The AI Problem and Late-Game Fatigue

Diplomatic AI represents Civilization V’s most persistent weakness. The warmongering penalty system punishes military action with permanent reputation damage that affects every civilization in the game, even those the player hasn’t met. Capturing a single city can effectively end all diplomatic relationships for the remainder of a campaign regardless of context or provocation. AI civilizations apply these penalties inconsistently, denouncing players for actions they themselves initiated or encouraged.

AI opponents also struggle with tactical military decisions. On higher difficulty levels, the computer compensates for poor decision-making through raw numerical advantages rather than smarter play. Players who have learned the game’s systems can exploit predictable AI behavior patterns, which reduces the challenge to managing the math rather than outwitting an opponent. Multiplayer addresses this but introduces its own issues with game length and scheduling.

Late-game tedium is a criticism leveled at nearly every Civilization title, and V is no exception. Once a player establishes a dominant position, the final hundred turns often involve executing a predetermined strategy through repetitive clicks rather than making interesting decisions. Micromanagement scales with empire size, and large empires in the late game can involve managing dozens of cities with minimal meaningful variation between turns. The end game frequently falls into established patterns where the outcome is clear long before the victory screen appears.

Science as the dominant strategy limits variety at higher skill levels. Experienced players recognize that prioritizing research output provides advantages in every other area of the game, creating a meta where scientific focus is optimal regardless of intended victory condition. This funnels many games into similar opening and midgame patterns, reducing the strategic diversity that the multiple victory paths should theoretically provide.

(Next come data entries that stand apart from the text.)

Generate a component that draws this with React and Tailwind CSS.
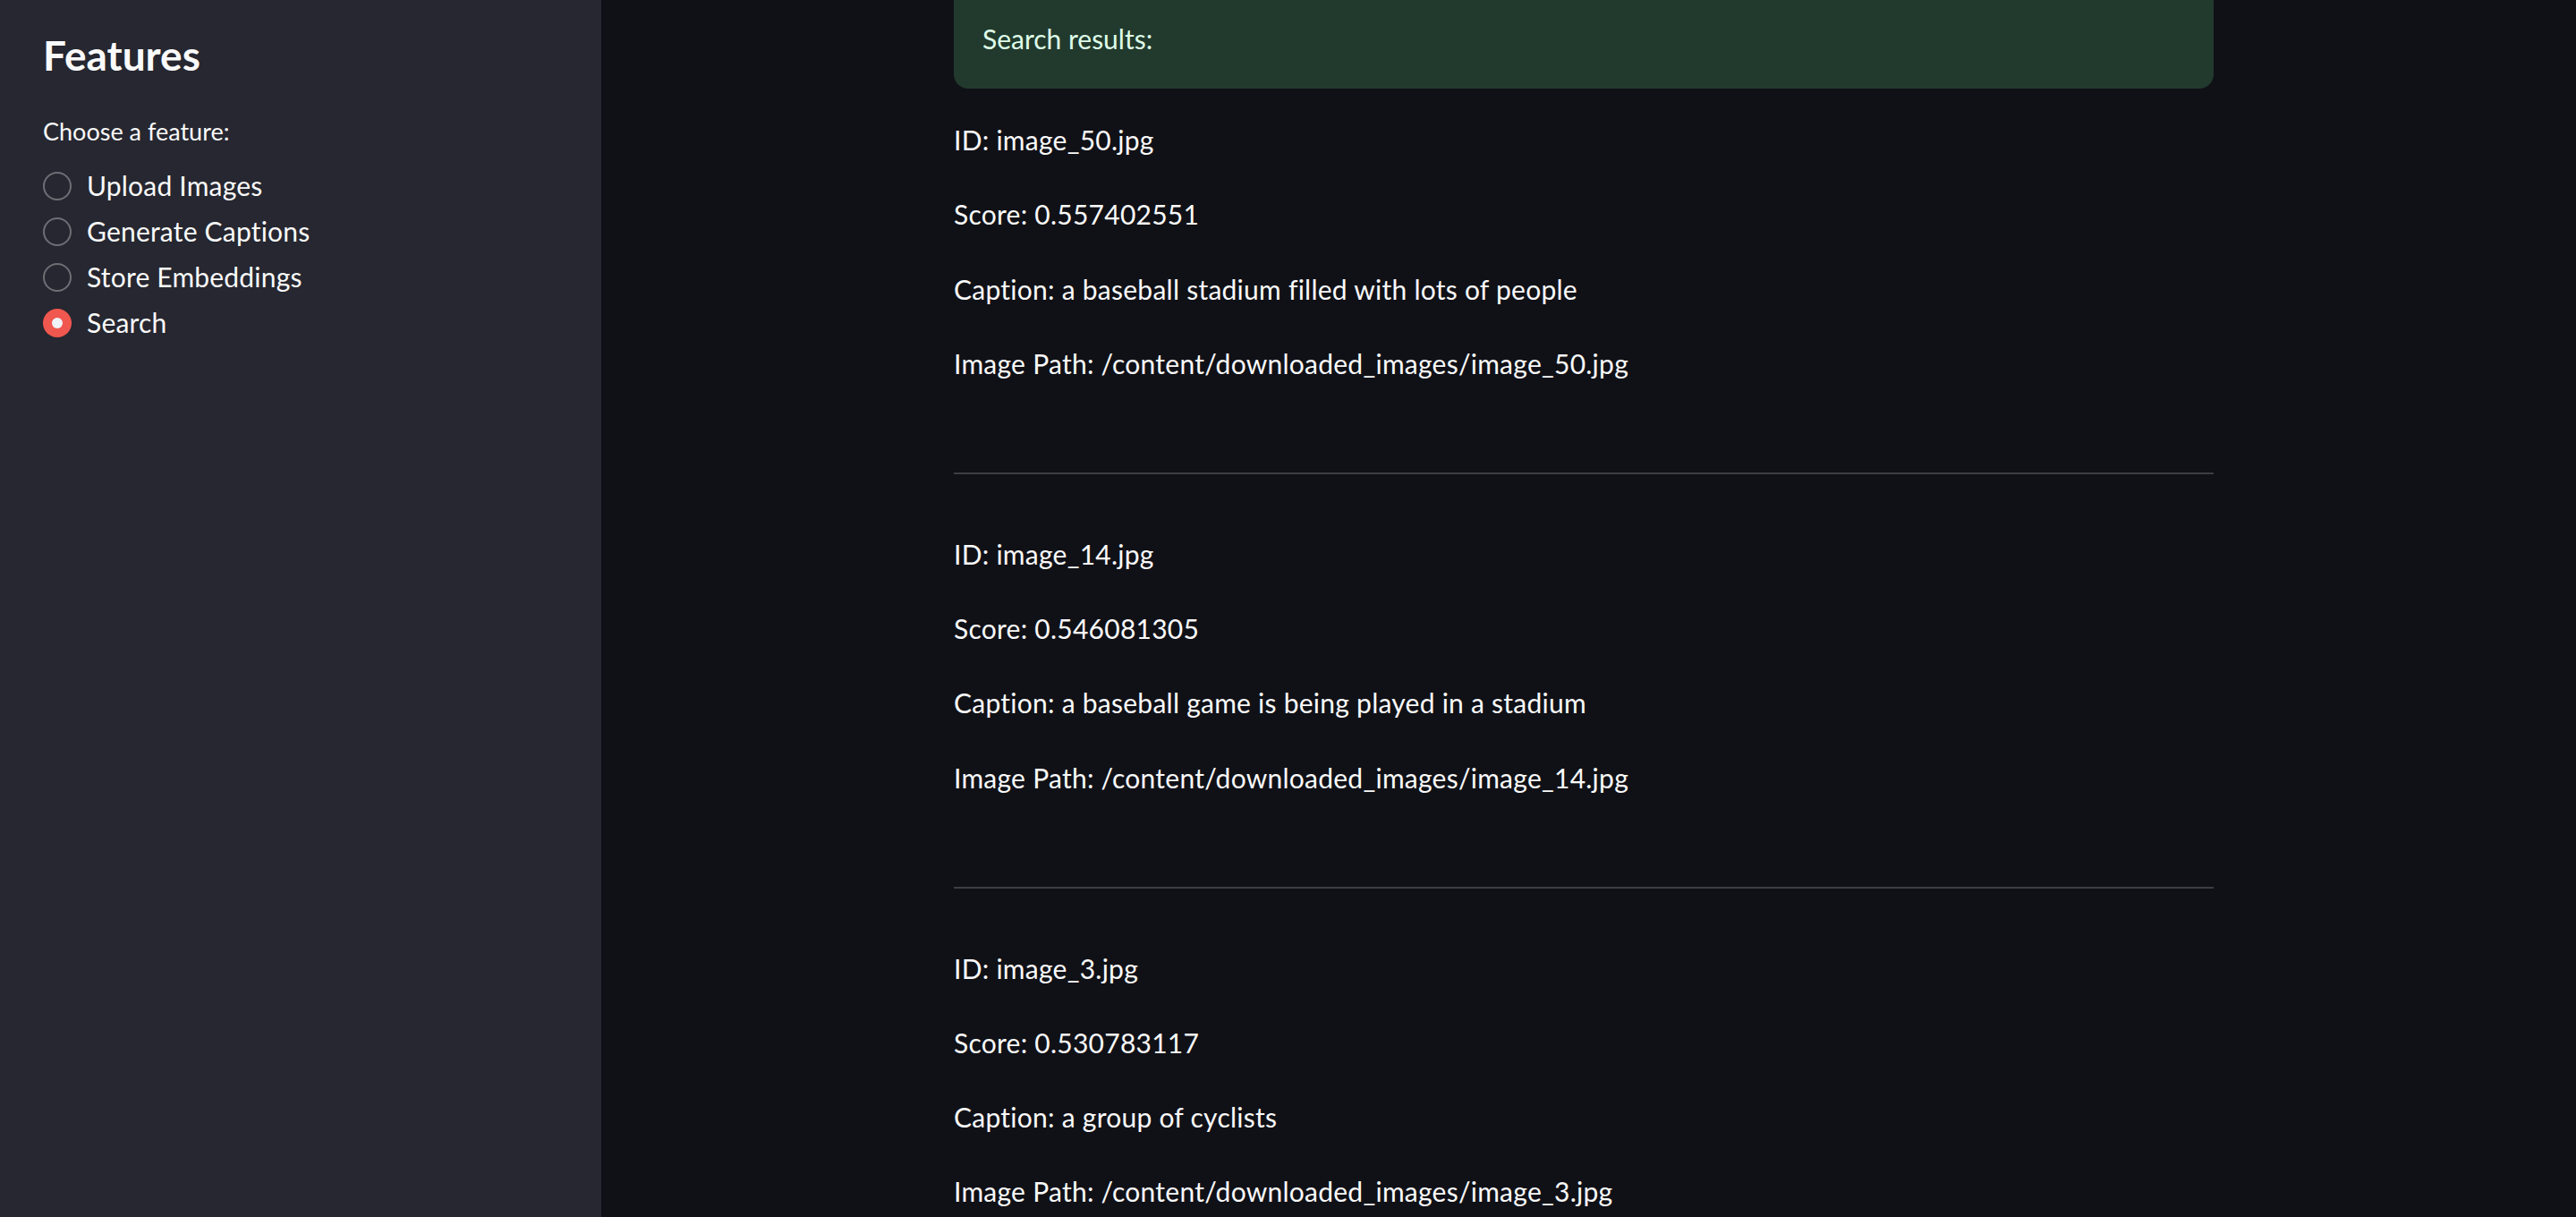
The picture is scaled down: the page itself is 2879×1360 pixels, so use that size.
import React from "react";

const results = [
  {
    id: "image_50.jpg",
    score: "0.557402551",
    caption: "a baseball stadium filled with lots of people",
  },
  {
    id: "image_14.jpg",
    score: "0.546081305",
    caption: "a baseball game is being played in a stadium",
  },
  {
    id: "image_3.jpg",
    score: "0.530783117",
    caption: "a group of cyclists",
  },
];

const options = ["Upload Images", "Generate Captions", "Store Embeddings", "Search"];

function Radio({ label, checked }) {
  return (
    <div className="flex h-[51px] items-center">
      {checked ? (
        <div className="flex h-[32px] w-[32px] items-center justify-center rounded-full bg-[#f0574f]">
          <div className="h-[12px] w-[12px] rounded-full bg-[#f0f2f6]" />
        </div>
      ) : (
        <div className="h-[32px] w-[32px] rounded-full border-2 border-[#6e6f75]" />
      )}
      <span className="ml-[17px] text-[30px] leading-[51px] tracking-[0.2px] text-[#fafafa]">{label}</span>
    </div>
  );
}

function P({ children }) {
  return <p className="text-[30px] leading-[51.2px] tracking-[0.25px] text-[#fafafa]">{children}</p>;
}

export default function App() {
  return (
    <div
      className="flex h-[1360px] w-full overflow-hidden bg-[#101117]"
      style={{ fontFamily: "Lato, 'Noto Sans', sans-serif" }}
    >
      <aside className="flex w-[672px] shrink-0 flex-col bg-[#262730] pl-[48px] pt-[32px]">
        <h2 className="text-[46px] font-bold leading-[60px] text-[#fafafa]">Features</h2>
        <div className="mt-[35px] text-[27px] leading-[40px] text-[#fafafa]">Choose a feature:</div>
        <div className="mt-[15px] flex flex-col">
          {options.map((o) => (
            <Radio key={o} label={o} checked={o === "Search"} />
          ))}
        </div>
      </aside>
      <main className="flex flex-1 justify-center pr-[11px]">
        <div className="flex w-full max-w-[1472px] flex-col gap-[32px] px-[32px]">
          <div className="-mt-[14px] rounded-[16px] bg-[#223a2d] px-[32px] pb-[30px] pt-[32px]">
            <p className="text-[30px] leading-[51.2px] text-[#dffde9]">Search results:</p>
          </div>
          {results.map((r) => (
            <React.Fragment key={r.id}>
              <P>ID: {r.id}</P>
              <P>Score: {r.score}</P>
              <P>Caption: {r.caption}</P>
              <P>Image Path: /content/downloaded_images/{r.id}</P>
              <div className="pb-[32px] pt-[64px]">
                <div className="h-[2px] bg-[#3d3e44]" />
              </div>
            </React.Fragment>
          ))}
        </div>
      </main>
    </div>
  );
}
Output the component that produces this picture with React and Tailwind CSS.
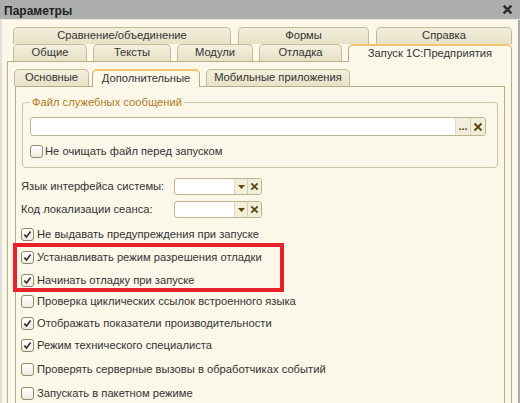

The Complete Package Matters

Civilization V without expansions launched to a lukewarm reception. The game found its identity through Gods and Kings and Brave New World in the same way that many strategy games need time and iteration to reach their potential. Players evaluating the game today should consider only the complete edition, which represents the finished vision Firaxis ultimately delivered. That complete package is what the community celebrates, and it’s what earned the game its reputation as one of the finest entries in the franchise.

Should You Play Civilization V?

If turn-based strategy appeals to you at all, Civilization V with all expansions remains one of the genre’s finest offerings. Players who enjoy building empires over multi-hour sessions, who find satisfaction in long-term planning and adaptation, and who appreciate a game that offers genuine variety across campaigns will find hundreds of hours of compelling strategy here. The modding community ensures that even after exhausting the base content, fresh experiences remain available.

Skip it if you need fast-paced action or if the idea of a single game lasting eight to twelve hours sounds exhausting rather than appealing. Skip it if AI quality is paramount to your enjoyment of strategy games, as the computer opponents remain the game’s most consistent weakness. And consider whether you have the self-control to stop playing when you intend to, because Civilization V has a well-earned reputation for stealing entire evenings without warning.

The Verdict on Civilization V

Civilization V achieved something rare: it became the definitive version of its own franchise for a substantial portion of its playerbase, surviving the release of a sequel that many expected would replace it entirely. The hex combat system remains the series’ most tactically engaging implementation of warfare. The cultural and diplomatic systems from Brave New World add depth without overwhelming complexity. Its flaws are real, particularly the AI and late-game pacing, but they exist within a framework so compelling that players have willingly overlooked them for over a decade. That’s the mark of a strategy game that got its core loop exactly right.